Wrens, robins and blue tits sang and flitted about in the trees by the creek. There's been a lot of chopping back done, clearing the creek which had got badly overgrown, but there's still plenty enough cover for the small birds. And the larger ones like the pairs of teal and mallards.

Easy going 

Much to my surprise the path further along was passable and — by its standards — easy going with it being easy to tiptoe round the worst of the mud and most of it dried to a plasticine-like consistency. Walking through thick clouds of hawthorn flies was a taste of things to come (luckily they don't bite). There were more robins, wrens, great tits and reed buntings and my first singing chiffchaff of the year. 

Pied wagtail 

A few lapwings bathed on the bank of the reservoir and a lot more were in the field behind the hedgerow, including a couple of pairs calling to each other and performing display flights. There were also a dozen or so pied wagtails and a few meadow pipits. One of the pied wagtails had a considerably paler back than the others, almost light enough to be a dark white wagtail in this gloomy light; its smudgy grey flanks prevented my getting too giddy and misidentifying it.

Elton Reservoir 

Walking down to Withins Reservoir the air was filled with the songs of greenfinches, robins, a skylark and a particularly loud song thrush sitting on top of the hedge by the path. The reservoir was bare of anything save a couple of carrion crows, it's been drained for repairs though it doesn't look like anything very much is happening.

Withins Reservoir 

I walked back then joined the path past the stables into Radcliffe, the goldfinches and greenfinches in the hedgerows giving way to spadgers and dunnocks.

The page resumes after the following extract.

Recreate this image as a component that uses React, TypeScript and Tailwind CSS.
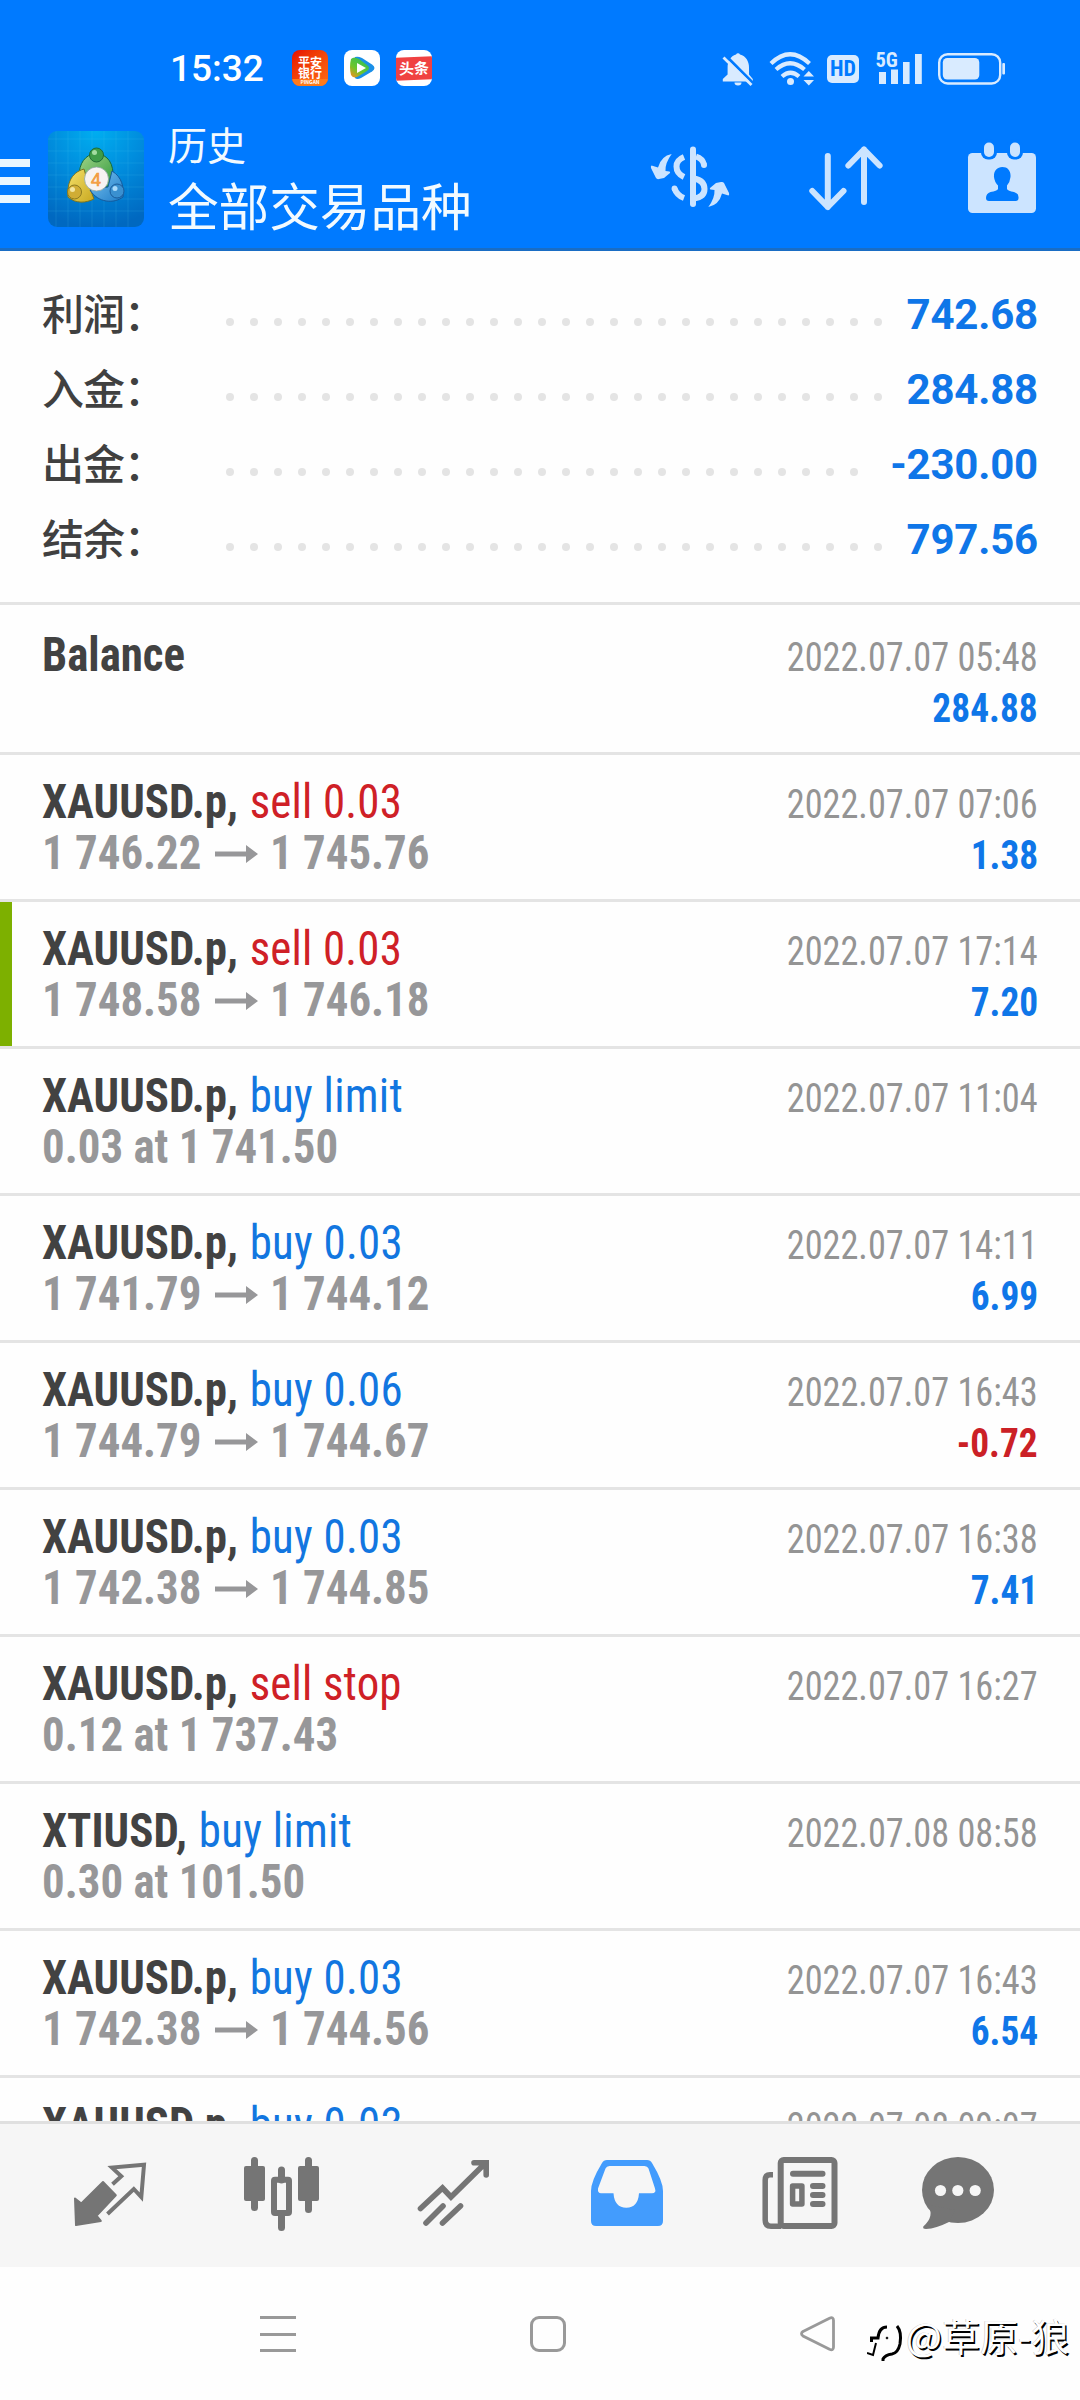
import type { ReactNode } from "react";

type IconProps = { x: number; y: number; w: number; h: number; className?: string; children: ReactNode };

// Icon paths share one drawing grid; x and y select the part each icon occupies.
function Icon({ x, y, w, h, className, children }: IconProps) {
  return (
    <svg width={w} height={h} viewBox={`${x} ${y} ${w} ${h}`} className={className} fill="none">
      {children}
    </svg>
  );
}

function StatusBar() {
  const c = "#d9ebff";
  return (
    <div className="mt-[24px] flex h-[90px] items-center pr-[74px] pl-[170px]">
      <span className="w-[122px] font-['Roboto'] text-[37px] leading-[44px] font-medium text-white">15:32</span>
      <div className="mb-[2px] flex gap-[16px]">
        <div className="flex h-[36px] w-[36px] flex-col items-center justify-start overflow-hidden rounded-[8px] bg-gradient-to-br from-[#e60000] to-[#ff6a13] pt-[6px] font-['Noto_Sans_CJK_SC'] text-[12px] leading-[11px] font-bold text-white">
          <span>平安</span>
          <span>银行</span>
          <span className="mt-[1px] h-[8px] w-full bg-[#ff7a1a] text-center text-[5px] leading-[6px]">PINGAN</span>
        </div>
        <div className="flex h-[36px] w-[36px] items-center justify-center rounded-[8px] bg-white">
          <svg width="28" height="26" viewBox="0 0 28 26">
            <defs>
              <linearGradient id="play" x1="0" y1="1" x2=".7" y2="0">
                <stop offset="0" stopColor="#ff8a1f" />
                <stop offset=".45" stopColor="#6cc62a" />
                <stop offset="1" stopColor="#2dbe60" />
              </linearGradient>
            </defs>
            <path d="M7 2Q10 1 14 3L24 9.5Q29 13 24 16.5L13 23Q9 25 7 23Z" fill="#1a8fe8" />
            <path d="M3 4Q6 1 11 4L19 10Q23 13 19 16L10 21.5Q5 24 3 20Q1 12 3 4Z" fill="url(#play)" />
            <path d="M9 8L18 13L9 18Z" fill="#fff" />
          </svg>
        </div>
        <div className="flex h-[36px] w-[36px] items-center justify-center overflow-hidden rounded-[8px] bg-white">
          <span className="h-[23px] w-[36px] -skew-y-2 bg-[#f04142] text-center font-['Noto_Sans_CJK_SC'] text-[15px] leading-[22px] font-bold whitespace-nowrap text-white">
            头条
          </span>
        </div>
      </div>
      <div className="mb-[2px] ml-auto flex items-center">
        <Icon x={721} y={50} w={34} h={37}>
          <path d="M736 54.5a2.3 2.3 0 0 1 4 0c6 1.500 9 7 9 13v7l3.800 4.500v2.500h-30v-2.500l4.800-4.500v-7c0-6 3-11.500 8.400-13z" fill={c} />
          <path d="M734.500 82.500h7a3.500 3 0 0 1-7 0z" fill={c} />
          <path d="M725.500 55.500L754.500 84.500" stroke="#007aff" strokeWidth="3" />
          <path d="M723.500 57.500L751.500 85" stroke={c} strokeWidth="2.800" />
        </Icon>
        <Icon x={768} y={50} w={48} h={37} className="ml-[13px]">
          <path d="M771 63.500Q790 45 809.500 63.500M776 69.500Q790 57 804.500 69.500M782 76.500Q790.500 69 799 76.500" stroke={c} strokeWidth="4.200" />
          <circle cx="790.500" cy="81.500" r="3.500" fill={c} />
          <path d="M803.500 76.500L808.800 71L814 76.500ZM803.500 80L808.800 85.500L814 80Z" fill={c} />
        </Icon>
        <div className="mt-[2px] ml-[11px] flex h-[28px] w-[32px] items-center justify-center rounded-[5px] bg-[#d9ebff] font-['Roboto_Condensed'] text-[22px] leading-[28px] font-bold text-[#007aff]">
          HD
        </div>
        <Icon x={874} y={46} w={50} h={44} className="ml-[15px]">
          <text x="875.500" y="67" fontFamily="Roboto Condensed" fontSize="20.500" fontWeight="700" fill={c}>5G</text>
          <path d="M879 72h7v12h-7zM891 69.500h7v14.500h-7zM903 62h6.600v22h-6.600zM915 54h6.800v30h-6.800z" fill={c} />
        </Icon>
        <Icon x={937} y={51} w={69} h={35} className="ml-[13px]">
          <rect x="939.200" y="54.200" width="61" height="29.300" rx="8.500" stroke={c} strokeWidth="2.400" />
          <rect x="942.800" y="58" width="36.500" height="21.500" rx="4.500" fill={c} />
          <rect x="1002.300" y="63" width="2.700" height="11.500" rx="1" fill={c} />
        </Icon>
      </div>
    </div>
  );
}

function AppLogo() {
  return (
    <svg width="96" height="96" viewBox="0 0 96 96" className="mt-[17px] ml-[18px] rounded-[9px]">
      <defs>
        <radialGradient id="bg" cx=".5" cy="0" r="1">
          <stop offset="0" stopColor="#00aef0" />
          <stop offset=".5" stopColor="#008bdc" />
          <stop offset="1" stopColor="#0068c0" />
        </radialGradient>
        <linearGradient id="green" x1="0" y1="0" x2="1" y2="1">
          <stop offset="0" stopColor="#a5d58a" />
          <stop offset="1" stopColor="#2f9a3c" />
        </linearGradient>
        <linearGradient id="yellow" x1="0" y1="0" x2="1" y2="1">
          <stop offset="0" stopColor="#f5e16a" />
          <stop offset="1" stopColor="#c8a820" />
        </linearGradient>
        <linearGradient id="blue" x1="0" y1="0" x2="1" y2="1">
          <stop offset="0" stopColor="#7cc4f0" />
          <stop offset="1" stopColor="#1e7cc8" />
        </linearGradient>
      </defs>
      <rect width="96" height="96" fill="url(#bg)" />
      <path d="M8 0V96M20 0V96M32 0V96M44 0V96M56 0V96M68 0V96M80 0V96M0 8H96M0 20H96M0 32H96M0 44H96M0 56H96M0 68H96M0 80H96" stroke="#4cc4f5" strokeOpacity=".16" />
      <path d="M31 46C31 32 37 24 48 22C60 24 66 32 65 48L60 56L48 50Z" fill="url(#green)" stroke="#176b3a" />
      <path d="M36 38C22 42 19 54 20 66C28 73 38 72 46 68L40 52Z" fill="url(#yellow)" stroke="#7a7420" />
      <path d="M64 40C74 46 76 56 75 66C66 73 50 72 42 59L60 56Z" fill="url(#blue)" stroke="#145a9c" />
      <circle cx="48.500" cy="24" r="7" fill="#3f9c48" stroke="#1f6b35" />
      <circle cx="46.500" cy="21.500" r="2.500" fill="#a3dca0" />
      <circle cx="26.500" cy="61" r="7" fill="#d0ad35" stroke="#8c7a20" />
      <circle cx="24.500" cy="58.500" r="2.500" fill="#f3e5a0" />
      <circle cx="69" cy="60" r="7" fill="#3a90d0" stroke="#1a5c9c" />
      <circle cx="67" cy="57.500" r="2.500" fill="#a9dafa" />
      <circle cx="48.500" cy="48" r="12" fill="#f7f3f2" stroke="#8ba5a0" strokeWidth=".8" />
      <text x="48" y="54.500" textAnchor="middle" fontFamily="Liberation Sans" fontSize="18" fill="#f7a74b" stroke="#f09030" strokeWidth=".6">4</text>
    </svg>
  );
}

function Toolbar() {
  const c = "#cce4ff";
  return (
    <div className="flex h-[134px] items-start">
      <div className="mt-[45px] flex w-[30px] flex-col gap-[10px]">
        <span className="h-[8px] bg-[#eaf6ff]" />
        <span className="h-[8px] bg-[#eaf6ff]" />
        <span className="h-[8px] bg-[#eaf6ff]" />
      </div>
      <AppLogo />
      <div className="ml-[24px] flex flex-col font-['Noto_Sans_CJK_SC'] text-[#f2faff]">
        <span className="mt-[1px] text-[39px] leading-[56px] font-normal">历史</span>
        <span className="text-[50.6px] leading-[66px] font-normal">全部交易品种</span>
      </div>
      <div className="mt-[25px] mr-[40px] ml-auto flex">
        <Icon x={648} y={139} w={84} h={78}>
          <rect x="690" y="146.500" width="6" height="60.500" rx="3" fill={c} />
          <path d="M684 157Q676.500 160 676.500 166.500Q676.500 173.500 684 177M696 156.500Q702.500 158.500 704 164.500M694 178.500Q704.500 180.500 704.500 189Q704.500 197 694 198.500" stroke={c} strokeWidth="6" />
          <circle cx="704" cy="165" r="3" fill={c} />
          <path d="M674.500 188.500Q677 195.500 684 198" stroke={c} strokeWidth="6" />
          <circle cx="674.500" cy="188.500" r="2.900" fill={c} />
          <path id="swap" d="M671.700 154Q661 156 658 167.500L651.500 165.500Q650.500 166 651 168L656 178Q657 179.500 659 179L664 178L670 173Q670.500 172 669.500 171.500L665.500 171Q665 163 671.700 154Z" fill={c} />
          <use href="#swap" transform="rotate(180 690 180.500)" />
        </Icon>
        <Icon x={806} y={139} w={80} h={78} className="mr-[78px] ml-[74px]">
          <path d="M827.800 156V207M812.300 191L827.800 207L843.500 191M864 202V149.500M848.400 165.500L864 149.500L879.600 165.500" stroke={c} strokeWidth="6" strokeLinecap="round" strokeLinejoin="round" />
        </Icon>
        <Icon x={964} y={139} w={76} h={78}>
          <rect x="968" y="153" width="68" height="60" rx="4.500" fill={c} />
          <rect x="981" y="139" width="16" height="20.500" rx="7" fill="#007aff" />
          <rect x="1007" y="139" width="16" height="20.500" rx="7" fill="#007aff" />
          <rect x="984" y="142.500" width="10" height="14.500" rx="5" fill={c} />
          <rect x="1010" y="142.500" width="10" height="14.500" rx="5" fill={c} />
          <path d="M1002.300 167C1008 167 1011 171 1010.500 177Q1010 182 1007 185.500V189Q1008 191 1014 192Q1019 193.500 1018.500 198Q1018.500 201 1015.500 201H989Q986 201 986 198Q986 193.500 990.500 192Q997 191 998 189V185.500Q994.500 182 994 177C993.500 171 997 167 1002.300 167Z" fill="#007aff" />
        </Icon>
      </div>
    </div>
  );
}

const summary = [
  { label: "利润：", value: "742.68", dots: 28 },
  { label: "入金：", value: "284.88", dots: 28 },
  { label: "出金：", value: "-230.00", dots: 27 },
  { label: "结余：", value: "797.56", dots: 28 },
];

function Summary() {
  return (
    <section className="h-[354px] shrink-0 border-b-[3px] border-[#e4e4e4] pt-[26px] pr-[42px] pl-[42px]">
      {summary.map((s) => (
        <div key={s.label} className="flex h-[75px] items-center">
          <span className="mb-[6px] w-[184px] font-['Noto_Sans_CJK_SC'] text-[42px] leading-[62px] font-medium tracking-[-1px] text-[#404040]">{s.label}</span>
          <div className="mt-[14px] flex gap-[16px]">
            {Array.from({ length: s.dots }, (_, i) => (
              <span key={i} className="h-[8px] w-[8px] rounded-full bg-[#e4e4e4]" />
            ))}
          </div>
          <span className="ml-auto font-['Roboto'] text-[42px] leading-[60px] font-bold tracking-[-0.2px] text-[#0f76e8]">{s.value}</span>
        </div>
      ))}
    </section>
  );
}

type Deal = { symbol: string; side: string; detail?: string; from?: string; to?: string; date: string; amount?: string; marked?: boolean };

const deals: Deal[] = [
  { symbol: "XAUUSD.p,", side: "sell 0.03", from: "1 746.22", to: "1 745.76", date: "2022.07.07 07:06", amount: "1.38" },
  { symbol: "XAUUSD.p,", side: "sell 0.03", from: "1 748.58", to: "1 746.18", date: "2022.07.07 17:14", amount: "7.20", marked: true },
  { symbol: "XAUUSD.p,", side: "buy limit", detail: "0.03 at 1 741.50", date: "2022.07.07 11:04" },
  { symbol: "XAUUSD.p,", side: "buy 0.03", from: "1 741.79", to: "1 744.12", date: "2022.07.07 14:11", amount: "6.99" },
  { symbol: "XAUUSD.p,", side: "buy 0.06", from: "1 744.79", to: "1 744.67", date: "2022.07.07 16:43", amount: "-0.72" },
  { symbol: "XAUUSD.p,", side: "buy 0.03", from: "1 742.38", to: "1 744.85", date: "2022.07.07 16:38", amount: "7.41" },
  { symbol: "XAUUSD.p,", side: "sell stop", detail: "0.12 at 1 737.43", date: "2022.07.07 16:27" },
  { symbol: "XTIUSD,", side: "buy limit", detail: "0.30 at 101.50", date: "2022.07.08 08:58" },
  { symbol: "XAUUSD.p,", side: "buy 0.03", from: "1 742.38", to: "1 744.56", date: "2022.07.07 16:43", amount: "6.54" },
  { symbol: "XAUUSD.p,", side: "buy 0.03", date: "2022.07.08 09:07" },
];

function RightColumn({ date, amount }: { date: string; amount?: string }) {
  return (
    <div className="flex flex-col items-end pt-[3px] text-[40px] leading-[51px] whitespace-nowrap">
      <span className="origin-right scale-x-[0.907] text-[#949494]">{date}</span>
      {amount && (
        <span className={amount.startsWith("-") ? "origin-right scale-x-[0.935] font-bold text-[#cb2026]" : "origin-right scale-x-[0.935] font-bold text-[#0f76e8]"}>
          {amount}
        </span>
      )}
    </div>
  );
}

function DealRow({ deal }: { deal: Deal }) {
  return (
    <div className="relative flex h-[147px] shrink-0 justify-between border-b-[3px] border-[#e4e4e4] pt-[21px] pr-[42px] pl-[42px]">
      {deal.marked && <span className="absolute top-0 left-0 h-[144px] w-[12px] bg-[#7db000]" />}
      <div className="text-[48px] leading-[51px] whitespace-nowrap">
        <div className="origin-left scale-x-[0.935]">
          <span className="font-bold text-[#424242]">{deal.symbol}</span>{" "}
          <span className={deal.side.startsWith("sell") ? "ml-[1.5px] tracking-[0.2px] text-[#cf2026]" : "ml-[1.5px] tracking-[0.3px] text-[#1276e0]"}>{deal.side}</span>
        </div>
        {deal.detail && <div className="origin-left scale-x-[0.935] font-bold text-[#979799]">{deal.detail}</div>}
        {deal.from && (
          <div className="flex font-bold text-[#979799]">
            <span className="w-[173px] origin-left scale-x-[0.935]">{deal.from}</span>
            <svg width="43" height="51" viewBox="0 0 43 51" className="shrink-0">
              <path d="M0 24.500H31V18L43 27L31 36V29.500H0Z" fill="#979799" />
            </svg>
            <span className="ml-[12px] origin-left scale-x-[0.935]">{deal.to}</span>
          </div>
        )}
      </div>
      <RightColumn date={deal.date} amount={deal.amount} />
    </div>
  );
}

function TabBar() {
  const g = "#757575";
  return (
    <nav className="flex h-[146px] shrink-0 items-start gap-[76px] border-t-[3px] border-[#e0e0e0] bg-[#f6f6f6] pt-[21px] pl-[62px]">
      <Icon x={62} y={2145} w={96} h={96}>
        <path d="M75 2198.500L81.300 2203.500L103 2182L115.800 2195.200L96.500 2215.700L100.800 2221L76 2225Z" fill={g} stroke={g} strokeWidth="2" strokeLinejoin="round" />
        <path d="M112.500 2184.300L121.300 2176.300L112 2167.600L144 2164.800L141.300 2197L133.800 2189L107.500 2214" stroke={g} strokeWidth="4" />
      </Icon>
      <Icon x={234} y={2145} w={96} h={96}>
        <path d="M254.500 2160.500V2207.500M308.500 2160.500V2209.500M281.500 2170V2180M281.500 2214V2227.500" stroke={g} strokeWidth="7" strokeLinecap="round" />
        <rect x="244" y="2166" width="21" height="35" rx="2" fill={g} />
        <rect x="298" y="2166" width="21" height="35" rx="2" fill={g} />
        <rect x="274" y="2179.700" width="15" height="33.300" rx="1" stroke={g} strokeWidth="6" />
      </Icon>
      <Icon x={406} y={2145} w={96} h={96}>
        <path d="M420.500 2208.500L442.500 2188L451 2197L485 2163.500M474 2162.800H486.200V2175M426 2223L443 2206M442.500 2223L460.500 2206" stroke={g} strokeWidth="5.600" strokeLinecap="round" />
      </Icon>
      <Icon x={578} y={2145} w={96} h={96}>
        <path fillRule="evenodd" fill="#439cfd" d="M607 2160H647Q650.500 2160 652 2163Q663 2181 663 2191V2221Q663 2226 658 2226H596Q591 2226 591 2221V2191Q591 2181 602 2163Q603.500 2160 607 2160ZM609.500 2166Q606.500 2166 605.500 2168.500L598 2188.500Q597.500 2193.300 601 2193.300H613.500Q614.500 2207.700 626.300 2207.700Q638 2207.700 639 2193.300H652Q656.500 2193.300 655 2188.500L648.500 2168.500Q647.500 2166 644.500 2166Z" />
      </Icon>
      <Icon x={750} y={2145} w={96} h={96}>
        <rect x="780.700" y="2160" width="53.800" height="66" rx="3" stroke={g} strokeWidth="6" />
        <path d="M773 2174.800H770Q765.200 2174.800 765.200 2180V2220Q765.200 2226.200 771 2226.200H781" stroke={g} strokeWidth="5.500" />
        <path d="M793 2173.700H822.500M813 2186H822.500M813 2195H822.500M813 2204H822.500" stroke={g} strokeWidth="6" strokeLinecap="round" />
        <rect x="792.600" y="2186" width="9.300" height="18" stroke={g} strokeWidth="5.500" strokeLinejoin="round" />
      </Icon>
      <Icon x={922} y={2145} w={96} h={96}>
        <ellipse cx="958" cy="2190" rx="36" ry="33" fill={g} />
        <path d="M928 2205Q935 2216 923.300 2226.500Q922.500 2229 926 2229Q936 2228.500 949 2222L955 2210Z" fill={g} />
        <circle cx="940.500" cy="2190.500" r="5.600" fill="#f6f6f6" />
        <circle cx="957.800" cy="2190.500" r="5.600" fill="#f6f6f6" />
        <circle cx="975.200" cy="2190.500" r="5.600" fill="#f6f6f6" />
      </Icon>
    </nav>
  );
}

function SystemNav() {
  return (
    <div className="flex h-[133px] shrink-0 items-start bg-[#fefefe] pt-[49px] pl-[260px]">
      <div className="flex w-[36px] flex-col gap-[13.500px]">
        <span className="h-[3px] bg-[#999]" />
        <span className="h-[3px] bg-[#999]" />
        <span className="h-[3px] bg-[#999]" />
      </div>
      <span className="ml-[234px] h-[36px] w-[36px] rounded-[9px] border-[3px] border-[#999]" />
      <Icon x={798} y={2316} w={40} h={36} className="ml-[232px]">
        <path d="M803 2331.500L829.500 2318.200Q833.500 2316.500 833.500 2320.500V2347Q833.500 2351 829.500 2349.200L803 2336Q800 2333.700 803 2331.500Z" stroke="#999" strokeWidth="2.800" />
      </Icon>
      <div className="ml-[29px] flex items-start">
        <svg width="40" height="44" viewBox="0 0 40 44" className="mt-[8px]" fill="none" stroke="#000">
          <path d="M20 3Q12 3 11 14H4.500V18" strokeWidth="3" />
          <path d="M9 19L6 31L0 29" strokeWidth="2" />
          <path d="M30 2Q35 8 33 20Q31 29 25 30Q18 31 16 35V37" strokeWidth="3" />
          <circle cx="20" cy="14" r="1" fill="#000" strokeWidth=".6" />
        </svg>
        <span className="-mt-[9px] -ml-[1px] font-['Noto_Sans_CJK_SC'] text-[38px] leading-[56px] font-normal whitespace-nowrap text-white [text-shadow:1.500px_1.500px_0.500px_#000,-0.500px_-0.500px_0.500px_#bbb]">
          @草原-狼
        </span>
      </div>
    </div>
  );
}

export default function App() {
  return (
    <main className="flex h-[2400px] w-[1080px] flex-col overflow-hidden bg-[#fefefe] font-['Roboto_Condensed',sans-serif]">
      <header className="h-[251px] shrink-0 border-b-[3px] border-[#1a6dc4] bg-[#007aff]">
        <StatusBar />
        <Toolbar />
      </header>
      <div className="flex h-[1870px] shrink-0 flex-col overflow-hidden">
        <Summary />
        <div className="flex h-[150px] shrink-0 justify-between border-b-[3px] border-[#e4e4e4] px-[42px] pt-[24px]">
          <span className="origin-left scale-x-[0.935] text-[48px] leading-[51px] font-bold text-[#424242]">Balance</span>
          <RightColumn date="2022.07.07 05:48" amount="284.88" />
        </div>
        {deals.map((d, i) => (
          <DealRow key={i} deal={d} />
        ))}
      </div>
      <TabBar />
      <SystemNav />
    </main>
  );
}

The 98 bus service isn't the most reliable so it's not a bad idea to position yourself by the Pelican crossing on Ainsworth Road and keep an eye on both ends of the road for either the bus into Manchester or the bus into Bury, whichever one turns up. I had ten minutes to wait for the Manchester bus and twenty minutes later got the bus into Bury and thence home.

Manchester, Bolton & Bury Canal and Railway Company 1842
Elton Reservoir is the feeders for the canal.